The last client is known to the lawyer.  In her mid-20s, she is very beautiful, and immaculately, even wittily, groomed.  Today she also has a gash on her face after a vicious incident with her husband the night before.  She is funny and intelligent and valiant.  She cries when recounting her tale of long hours working in her business and coming home to her husband who’s been surfing the internet.  She talks of ending the marriage and getting free of him, yet when the duty lawyer raises the option of an exclusion order she won’t hear of it because

he has no money, I have to give him money, and he’s got nowhere else to go in this country.

Somewhere during the conversation she discloses she’s three weeks pregnant.  The lawyer asks,

Did your husband know about your pregnancy when he attacked you?

The young woman says “yes.”  The lawyer nods, knowing the statistics: that the violence usually increases during the woman’s pregnancy.

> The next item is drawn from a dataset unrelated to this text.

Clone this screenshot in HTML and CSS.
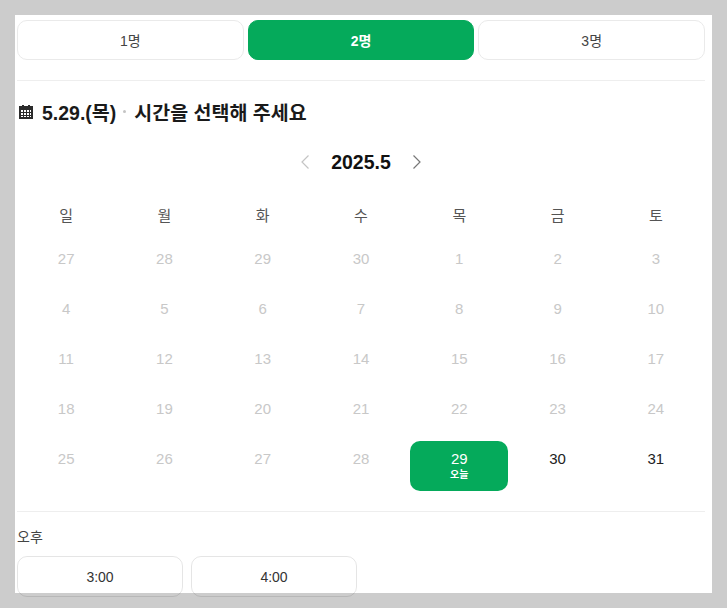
FILE: index.html
```html
<!DOCTYPE html>
<html lang="ko">
<head>
<meta charset="utf-8">
<title>예약</title>
<link rel="stylesheet" href="styles.css">
</head>
<body>
<main class="panel">
  <div class="party">
    <button class="party-btn">1명</button>
    <button class="party-btn is-active">2명</button>
    <button class="party-btn">3명</button>
  </div>
  <hr class="rule rule-top">
  <h2 class="title">
    <svg class="cal-icon" width="14" height="14" viewBox="0 0 14 14" aria-hidden="true">
      <path fill="#2b2b2b" d="M3 0h2v1h4V0h2v1h3v13H0V1h3z"/>
      <path fill="#fff" d="M2 5h2v2H2zM5 5h2v2H5zM8 5h2v2H8zM11 5h1v2h-1zM2 8h2v2H2zM5 8h2v2H5zM8 8h2v2H8zM11 8h1v2h-1zM2 11h2v1H2zM5 11h2v1H5zM8 11h2v1H8zM11 11h1v1h-1z"/>
    </svg>
    <span>5.29.(목)</span><span class="dot"></span><span>시간을 선택해 주세요</span>
  </h2>
  <div class="month">
    <svg class="chev" width="8" height="14" viewBox="0 0 8 14" aria-hidden="true"><path d="M7.500 0.500 1 7l6.500 6.500" fill="none" stroke="#c4c4c4" stroke-width="1.200"/></svg>
    <strong class="month-label">2025.5</strong>
    <svg class="chev" width="8" height="14" viewBox="0 0 8 14" aria-hidden="true"><path d="M0.500 0.500 7 7l-6.500 6.500" fill="none" stroke="#777" stroke-width="1.200"/></svg>
  </div>
  <div class="weekdays">
    <span>일</span><span>월</span><span>화</span><span>수</span><span>목</span><span>금</span><span>토</span>
  </div>
  <div class="days">
    <div class="day off">27</div><div class="day off">28</div><div class="day off">29</div><div class="day off">30</div><div class="day off">1</div><div class="day off">2</div><div class="day off">3</div>
    <div class="day off">4</div><div class="day off">5</div><div class="day off">6</div><div class="day off">7</div><div class="day off">8</div><div class="day off">9</div><div class="day off">10</div>
    <div class="day off">11</div><div class="day off">12</div><div class="day off">13</div><div class="day off">14</div><div class="day off">15</div><div class="day off">16</div><div class="day off">17</div>
    <div class="day off">18</div><div class="day off">19</div><div class="day off">20</div><div class="day off">21</div><div class="day off">22</div><div class="day off">23</div><div class="day off">24</div>
    <div class="day off">25</div><div class="day off">26</div><div class="day off">27</div><div class="day off">28</div>
    <div class="day today">29<small class="today-tag">오늘</small></div>
    <div class="day">30</div><div class="day">31</div>
  </div>
  <hr class="rule rule-bottom">
  <p class="period">오후</p>
  <div class="times">
    <button class="time-btn">3:00</button>
    <button class="time-btn">4:00</button>
  </div>
</main>
</body>
</html>
```
FILE: styles.css
```css
* { box-sizing: border-box; }
html, body { margin: 0; height: 608px; overflow: hidden; }
body {
  background: #cccccc;
  font-family: "Liberation Sans", "Noto Sans CJK KR", sans-serif;
  color: #222;
}
.panel {
  width: 697px;
  height: 578px;
  margin: 15px 0 0 15px;
  padding: 5px 7px 0 2px;
  background: #fff;
}
.party { display: flex; gap: 4px; }
.party-btn {
  flex: 1;
  height: 40px;
  border: 1px solid #eaeaea;
  border-radius: 10px;
  background: #fff;
  color: #444;
  font: 14px "Liberation Sans", "Noto Sans CJK KR", sans-serif;
  padding: 0 0 1px;
}
.party-btn.is-active {
  background: #05aa5b;
  border-color: #05aa5b;
  color: #fff;
  font-weight: 700;
}
.rule { border: 0; border-top: 1px solid #eeeeee; margin: 0; }
.rule-top { margin-top: 20px; }
.title {
  display: flex;
  align-items: center;
  height: 24px;
  margin: 18px 0 0;
  font-size: 19.500px;
  font-weight: 700;
  color: #1a1a1a;
}
.cal-icon { margin: 1px 9px 0 2px; }
.dot {
  width: 3px;
  height: 3px;
  margin: 1px 8px 0 7px;
  border-radius: 50%;
  background: #c4c4c4;
}
.month {
  display: flex;
  justify-content: center;
  align-items: center;
  gap: 22px;
  height: 26px;
  margin-top: 26px;
}
.month-label { font-size: 19.500px; color: #111; }
.weekdays, .days { display: grid; grid-template-columns: repeat(7, 1fr); }
.weekdays {
  margin-top: 32px;
  height: 18px;
  line-height: 18px;
  text-align: center;
  font-size: 15px;
  color: #555;
}
.days { margin-top: 16px; grid-auto-rows: 50px; }
.day {
  display: flex;
  flex-direction: column;
  align-items: center;
  padding-top: 8px;
  font-size: 15px;
  line-height: 19px;
  color: #222;
}
.day.off { color: #c8c8c8; }
.day.today {
  background: #05aa5b;
  border-radius: 10px;
  color: #fff;
}
.today-tag { font-size: 10px; line-height: 14px; font-weight: 700; }
.rule-bottom { margin-top: 20px; }
.period { margin: 16px 0 0; font-size: 14px; line-height: 18px; color: #444; }
.times { display: flex; gap: 8px; margin-top: 10px; }
.time-btn {
  width: 166px;
  height: 41px;
  border: 1px solid rgba(0, 0, 0, 0.1);
  border-radius: 10px;
  background: transparent;
  color: #333;
  font: 14px "Liberation Sans", "Noto Sans CJK KR", sans-serif;
  padding: 0;
}
```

Later, the lawyer sits with the young woman in court.  She asks about her parents, her history.  Her parents are back in her native country.  She arrived in Australia alone three years ago, and has established a business and learnt English since.  The court convenes for lunch and the lawyer has to shut up shop for the day.  She briefs the Police on the young woman’s case and gives them instructions to act on her behalf.  As she leaves she looks back, and the young woman is sitting by herself reading some brochures, waiting for the court to reconvene.